While going to college was never a question for her, paying for that higher education was a concern after her father’s cancer treatments used up her family’s savings, she said.

By the time she enrolls at MTSU, she hopes to have two years worth of general education courses out fo the way without any financial burden.

“Honestly, it’s a gift from the state of Tennessee,” Lumpkin said. “It’s really going to help out my family financially.”

For Lumpkin, getting and staying eligible have been fairly simple because of the effort Riverdale faculty and staff in reaching out to students and ensuring they did everything necessary to receive the grants.

She was connected with a mentor on campus, received help filling out the FAFSA and received frequent reminders about the next steps in the program until she graduated from the Murfreesboro high school in May.

In between graduation and enrollment, she’s working on what’s turned into her favorite part of the process — the eight hours of mandatory community service.
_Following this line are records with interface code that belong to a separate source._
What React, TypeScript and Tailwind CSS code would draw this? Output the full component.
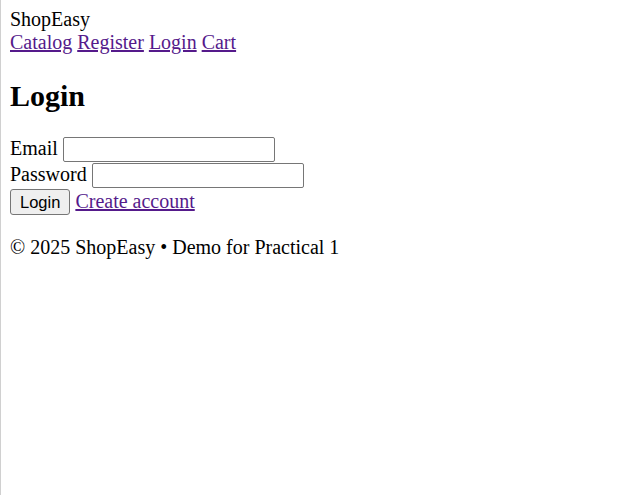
import React from "react";

const serif = { fontFamily: '"Liberation Serif", "Times New Roman", serif' };

export default function App() {
  const link = "text-[#551a8b] underline";
  return (
    <div
      className="min-h-[495px] w-full bg-white text-black border-l border-[#d0d0d0] pl-[9px] pt-[8px] text-[20px] leading-[23px]"
      style={serif}
    >
      <header>
        <div>ShopEasy</div>
        <nav>
          <a href="#" className={link}>Catalog</a>{" "}
          <a href="#" className={link}>Register</a>{" "}
          <a href="#" className={link}>Login</a>{" "}
          <a href="#" className={link}>Cart</a>
        </nav>
      </header>
      <main>
        <h2 className="text-[30px] leading-[34px] font-bold mt-[25px] mb-[23px]">Login</h2>
        <form onSubmit={(e) => e.preventDefault()}>
          <div className="flex items-center h-[26px]">
            <label className="-mt-[2px]">Email</label>
            <input
              type="email"
              className="ml-[5px] w-[212px] h-[25px] border border-[#767676] rounded-[2px] bg-white"
            />
          </div>
          <div className="flex items-center h-[26px]">
            <label className="-mt-[2px]">Password</label>
            <input
              type="password"
              className="ml-[5px] w-[212px] h-[25px] border border-[#767676] rounded-[2px] bg-white"
            />
          </div>
          <div className="flex items-center h-[27px]">
            <button
              type="submit"
              className="h-[26px] px-[9px] bg-[#efefef] border border-[#767676] rounded-[3px] text-[16.5px] leading-[20px]"
              style={{ fontFamily: '"Liberation Sans", Arial, sans-serif' }}
            >
              Login
            </button>
            <a href="#" className={`${link} ml-[5px]`}>Create account</a>
          </div>
        </form>
      </main>
      <footer>
        <p className="mt-[21px]">© 2025 ShopEasy • Demo for Practical 1</p>
      </footer>
    </div>
  );
}
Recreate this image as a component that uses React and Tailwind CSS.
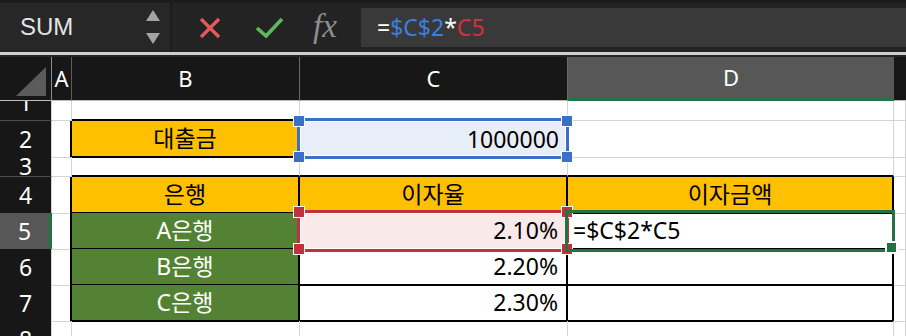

Lumpkin and some of her friends going to community college decided to join together and donate their time to HOPE Lodge in Nashville, a home for cancer patients as they go through treatments.

“It hits home for me,” Lumpkin said. “It’s really great to get out and love people who are in a situation I understand.”

Through the program, Lumpkin said she would return to HOPE Lodge.

She said Tennessee Promise students get a better sense of the communities they serve by volunteering.

“They’re pushing kids out into the community and asking them to serve,” Lumpkin said.

Freshmen in good hands

Apple at Motlow said making sure those students make it to classes in the fall is a top priority.

That means reminding students to enroll in classes, sign up for a new student orientation in July and refer them to organizations where they can complete their volunteer hours.

Once classes start in August, the community college’s new facility in Smyrna will give it the space to accommodate extra students, Apple said.

Even as students are enrolling into fall classes, the college is prepared to hire adjuncts and create new classes at whatever time they can to make sure everyone’s needs are met, she said.

“We’re trying to take a proactive approach and take everything into account,” Apple said. “We want push into this 100 percent ready and add on as we get a better sense of how this will work.”

Statewide and community college officials have said the second year of the Tennessee Promise process will be more effective, if only because they will know what to expect with incoming students.

While the recruitment for the second class of Promise students is already underway, Krause of Tennessee Promise is certain the first class will be in good hands.

“We’re very confident with the ability to have these students on campus,” Krause said.

The community-college environment will give her a smoother transition into higher education that she expected to have an institution like MTSU, where she first planned to go.

She still plans on attending the Murfreesboro university after her first two years, finish a degree and start a career in real estate.

James’ plan is different from when she first began looking at college, but she said she is optimistic the Tennessee Promise plan will emerge as a successful one.

“I’m feeling pretty confident,” James said. “Maybe I’m just nervous I don’t miss a step or lose a scholarship.”